What's new in Vim 8

Editor Upgrade

Article from Issue 193/2016
Author(s):

We explore the new goodies in the latest release of this classic text editor.

Forks in the free software world are usually a messy business. Egos get damaged, development effort dilutes, and it takes a long time before the two resulting projects end up working together. But, at the same time, forks are sometimes necessary to keep the bulk of contributors happy and keep the project moving along – look at what happened with XFree86 and X.org, for instance. The former was moving at a snail's pace and failing to attract new developers, but when the X.org fork arrived and most of the XFree86 team moved over, things got a lot better.

What has this got to do with Vim [1], the venerable command-line text editor with its notoriously steep learning curve? Well, Vim has had its own set of problems over the years. It's a very mature and reliable editor, but the code underpinning it was packed with cruft and suffering from bit-rot. This is inevitable given that Vim runs on pretty much every major operating system you can name – but the ancient codebase was impeding progress. New features were hard to implement, and new contributors were sometimes scared off.

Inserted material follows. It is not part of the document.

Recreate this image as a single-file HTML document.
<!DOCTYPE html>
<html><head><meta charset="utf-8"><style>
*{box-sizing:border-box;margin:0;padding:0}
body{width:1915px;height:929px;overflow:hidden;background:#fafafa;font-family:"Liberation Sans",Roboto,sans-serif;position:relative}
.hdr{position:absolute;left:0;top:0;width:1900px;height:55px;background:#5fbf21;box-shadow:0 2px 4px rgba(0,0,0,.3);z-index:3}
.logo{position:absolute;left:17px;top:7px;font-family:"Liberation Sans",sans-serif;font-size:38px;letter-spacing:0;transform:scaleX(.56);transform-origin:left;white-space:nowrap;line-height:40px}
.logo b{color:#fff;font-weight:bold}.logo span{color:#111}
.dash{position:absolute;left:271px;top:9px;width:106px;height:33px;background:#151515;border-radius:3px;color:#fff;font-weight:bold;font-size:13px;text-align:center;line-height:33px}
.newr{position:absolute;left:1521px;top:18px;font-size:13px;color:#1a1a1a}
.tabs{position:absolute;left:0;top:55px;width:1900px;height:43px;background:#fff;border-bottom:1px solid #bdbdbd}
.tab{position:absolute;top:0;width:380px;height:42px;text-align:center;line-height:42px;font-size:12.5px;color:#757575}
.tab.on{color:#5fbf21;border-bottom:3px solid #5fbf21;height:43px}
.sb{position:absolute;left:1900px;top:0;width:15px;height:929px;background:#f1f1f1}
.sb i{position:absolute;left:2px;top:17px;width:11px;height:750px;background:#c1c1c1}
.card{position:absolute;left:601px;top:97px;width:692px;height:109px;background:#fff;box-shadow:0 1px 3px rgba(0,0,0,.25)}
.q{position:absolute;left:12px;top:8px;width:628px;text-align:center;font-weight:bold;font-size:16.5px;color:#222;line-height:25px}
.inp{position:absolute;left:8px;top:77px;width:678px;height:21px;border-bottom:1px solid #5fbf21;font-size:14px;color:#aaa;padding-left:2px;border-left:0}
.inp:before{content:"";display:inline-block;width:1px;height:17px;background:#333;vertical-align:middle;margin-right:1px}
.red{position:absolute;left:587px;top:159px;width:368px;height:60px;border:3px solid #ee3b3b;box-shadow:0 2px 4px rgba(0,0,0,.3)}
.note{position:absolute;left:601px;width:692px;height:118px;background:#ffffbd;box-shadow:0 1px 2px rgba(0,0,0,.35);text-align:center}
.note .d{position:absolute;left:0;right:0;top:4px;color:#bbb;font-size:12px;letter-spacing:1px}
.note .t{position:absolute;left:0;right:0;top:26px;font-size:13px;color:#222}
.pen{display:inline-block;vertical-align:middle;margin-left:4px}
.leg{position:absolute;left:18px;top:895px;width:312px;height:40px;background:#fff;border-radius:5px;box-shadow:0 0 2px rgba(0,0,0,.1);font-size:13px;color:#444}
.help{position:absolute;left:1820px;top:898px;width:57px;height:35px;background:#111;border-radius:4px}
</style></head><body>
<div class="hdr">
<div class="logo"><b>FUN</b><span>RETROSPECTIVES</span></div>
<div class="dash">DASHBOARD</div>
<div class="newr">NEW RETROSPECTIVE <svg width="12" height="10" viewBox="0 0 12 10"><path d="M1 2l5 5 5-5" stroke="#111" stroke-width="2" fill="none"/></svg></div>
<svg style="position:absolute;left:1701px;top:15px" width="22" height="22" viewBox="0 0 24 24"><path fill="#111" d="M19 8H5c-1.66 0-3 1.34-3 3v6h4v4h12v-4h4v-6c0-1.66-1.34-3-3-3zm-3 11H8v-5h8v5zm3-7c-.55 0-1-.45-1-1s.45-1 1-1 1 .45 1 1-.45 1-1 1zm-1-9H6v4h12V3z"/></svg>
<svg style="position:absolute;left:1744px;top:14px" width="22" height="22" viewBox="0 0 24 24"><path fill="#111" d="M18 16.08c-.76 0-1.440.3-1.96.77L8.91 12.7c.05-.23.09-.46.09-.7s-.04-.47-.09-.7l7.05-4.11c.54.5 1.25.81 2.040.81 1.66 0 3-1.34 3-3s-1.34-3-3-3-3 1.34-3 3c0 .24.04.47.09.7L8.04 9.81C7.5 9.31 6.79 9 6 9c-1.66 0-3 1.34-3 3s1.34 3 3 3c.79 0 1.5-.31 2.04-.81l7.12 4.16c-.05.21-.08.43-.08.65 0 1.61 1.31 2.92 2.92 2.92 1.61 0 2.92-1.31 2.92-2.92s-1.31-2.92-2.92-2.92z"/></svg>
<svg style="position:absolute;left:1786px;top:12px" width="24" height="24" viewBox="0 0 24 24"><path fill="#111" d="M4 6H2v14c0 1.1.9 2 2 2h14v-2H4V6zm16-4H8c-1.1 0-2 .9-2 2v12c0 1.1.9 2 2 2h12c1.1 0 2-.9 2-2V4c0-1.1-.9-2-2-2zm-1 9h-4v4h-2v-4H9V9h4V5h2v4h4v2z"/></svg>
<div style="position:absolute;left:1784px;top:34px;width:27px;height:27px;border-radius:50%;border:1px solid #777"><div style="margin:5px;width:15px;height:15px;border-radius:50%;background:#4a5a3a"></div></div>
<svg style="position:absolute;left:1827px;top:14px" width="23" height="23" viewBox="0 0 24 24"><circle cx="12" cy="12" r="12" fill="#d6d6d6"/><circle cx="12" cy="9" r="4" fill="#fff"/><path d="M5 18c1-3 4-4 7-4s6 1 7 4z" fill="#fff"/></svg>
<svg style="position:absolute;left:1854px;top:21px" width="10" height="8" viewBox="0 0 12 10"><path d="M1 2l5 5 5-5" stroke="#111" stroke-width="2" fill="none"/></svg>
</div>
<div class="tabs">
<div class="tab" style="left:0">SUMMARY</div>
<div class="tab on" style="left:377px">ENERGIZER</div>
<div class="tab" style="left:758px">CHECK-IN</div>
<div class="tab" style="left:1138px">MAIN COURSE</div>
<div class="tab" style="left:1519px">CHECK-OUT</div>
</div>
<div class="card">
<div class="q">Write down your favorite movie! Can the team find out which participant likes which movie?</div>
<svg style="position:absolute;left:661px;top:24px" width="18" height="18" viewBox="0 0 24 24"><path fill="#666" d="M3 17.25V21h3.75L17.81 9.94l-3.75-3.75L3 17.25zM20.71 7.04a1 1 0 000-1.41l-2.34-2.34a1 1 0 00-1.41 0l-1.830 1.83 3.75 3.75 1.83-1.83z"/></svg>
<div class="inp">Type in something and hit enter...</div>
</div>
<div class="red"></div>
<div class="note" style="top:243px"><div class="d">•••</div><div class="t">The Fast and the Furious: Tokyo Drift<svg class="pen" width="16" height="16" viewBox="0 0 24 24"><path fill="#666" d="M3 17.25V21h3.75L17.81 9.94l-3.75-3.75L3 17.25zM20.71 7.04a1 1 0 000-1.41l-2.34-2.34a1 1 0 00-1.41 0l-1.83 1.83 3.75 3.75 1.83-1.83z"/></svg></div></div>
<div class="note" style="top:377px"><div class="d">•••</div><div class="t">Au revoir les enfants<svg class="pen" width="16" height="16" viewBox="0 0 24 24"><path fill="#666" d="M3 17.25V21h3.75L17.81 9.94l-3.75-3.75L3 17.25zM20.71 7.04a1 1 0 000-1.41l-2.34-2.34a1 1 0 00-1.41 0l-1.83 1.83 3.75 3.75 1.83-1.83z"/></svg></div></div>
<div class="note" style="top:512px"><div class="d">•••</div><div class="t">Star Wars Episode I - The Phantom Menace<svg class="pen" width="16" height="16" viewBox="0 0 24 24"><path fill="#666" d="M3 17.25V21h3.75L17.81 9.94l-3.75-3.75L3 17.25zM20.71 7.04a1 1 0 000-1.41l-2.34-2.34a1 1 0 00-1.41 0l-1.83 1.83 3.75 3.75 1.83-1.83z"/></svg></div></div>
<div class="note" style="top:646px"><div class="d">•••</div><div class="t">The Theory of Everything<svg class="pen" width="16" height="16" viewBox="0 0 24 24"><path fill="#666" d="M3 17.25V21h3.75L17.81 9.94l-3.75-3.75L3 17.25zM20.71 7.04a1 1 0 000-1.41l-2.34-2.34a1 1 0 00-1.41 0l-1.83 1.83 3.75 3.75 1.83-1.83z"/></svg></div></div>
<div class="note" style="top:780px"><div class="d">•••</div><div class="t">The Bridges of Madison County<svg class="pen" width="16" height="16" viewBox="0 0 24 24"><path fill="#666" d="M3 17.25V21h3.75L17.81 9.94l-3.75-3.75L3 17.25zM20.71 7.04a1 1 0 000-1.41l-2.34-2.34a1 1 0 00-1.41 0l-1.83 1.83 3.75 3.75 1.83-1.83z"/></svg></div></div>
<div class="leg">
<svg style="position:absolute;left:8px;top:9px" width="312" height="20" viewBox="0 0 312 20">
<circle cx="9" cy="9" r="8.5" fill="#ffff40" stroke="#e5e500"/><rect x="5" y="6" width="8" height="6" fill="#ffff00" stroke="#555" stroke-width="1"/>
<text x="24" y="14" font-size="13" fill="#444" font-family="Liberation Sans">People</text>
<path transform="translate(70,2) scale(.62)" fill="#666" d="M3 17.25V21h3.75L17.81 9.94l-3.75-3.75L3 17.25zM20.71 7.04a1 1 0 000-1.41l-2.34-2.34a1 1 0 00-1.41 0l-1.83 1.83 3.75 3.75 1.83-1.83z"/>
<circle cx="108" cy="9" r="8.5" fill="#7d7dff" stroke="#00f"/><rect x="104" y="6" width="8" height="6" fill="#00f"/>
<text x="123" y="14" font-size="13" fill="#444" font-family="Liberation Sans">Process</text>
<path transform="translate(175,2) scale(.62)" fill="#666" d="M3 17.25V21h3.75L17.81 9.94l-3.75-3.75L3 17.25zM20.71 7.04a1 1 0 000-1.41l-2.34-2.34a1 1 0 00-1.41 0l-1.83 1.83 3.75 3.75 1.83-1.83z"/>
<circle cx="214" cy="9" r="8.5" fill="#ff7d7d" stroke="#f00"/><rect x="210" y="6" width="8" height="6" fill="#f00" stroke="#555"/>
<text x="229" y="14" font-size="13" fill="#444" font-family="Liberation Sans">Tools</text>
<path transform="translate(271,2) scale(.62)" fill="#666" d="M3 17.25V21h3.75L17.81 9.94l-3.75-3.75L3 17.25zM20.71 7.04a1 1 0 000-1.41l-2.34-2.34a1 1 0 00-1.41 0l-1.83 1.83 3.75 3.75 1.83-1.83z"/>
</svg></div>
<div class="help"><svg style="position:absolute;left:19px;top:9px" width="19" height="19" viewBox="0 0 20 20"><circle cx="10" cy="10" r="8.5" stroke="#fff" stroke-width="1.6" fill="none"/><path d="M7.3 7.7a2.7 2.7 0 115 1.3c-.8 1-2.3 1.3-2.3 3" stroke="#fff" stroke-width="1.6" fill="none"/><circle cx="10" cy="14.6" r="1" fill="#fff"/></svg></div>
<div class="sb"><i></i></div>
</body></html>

So, a fork called Neovim came to life in 2014, with the goal of drastically refactoring Vim's code to provide better scripting support and improved performance and to generally clean up the cruft. For a while, it looked like Neovim could become the new Vim – just like X.org became the new XFree86. Bram Moolenaar, the lead developer of Vim, was skeptical about some of the changes in Neovim, but he didn't just close up shop and declare Neovim as the future (Figure 1). No, he and other Vim developers have been incentivized by Neovim to improve the original codebase – so, whatever happens with Neovim in the months and years to come, the fork has definitely benefitted the original project as well.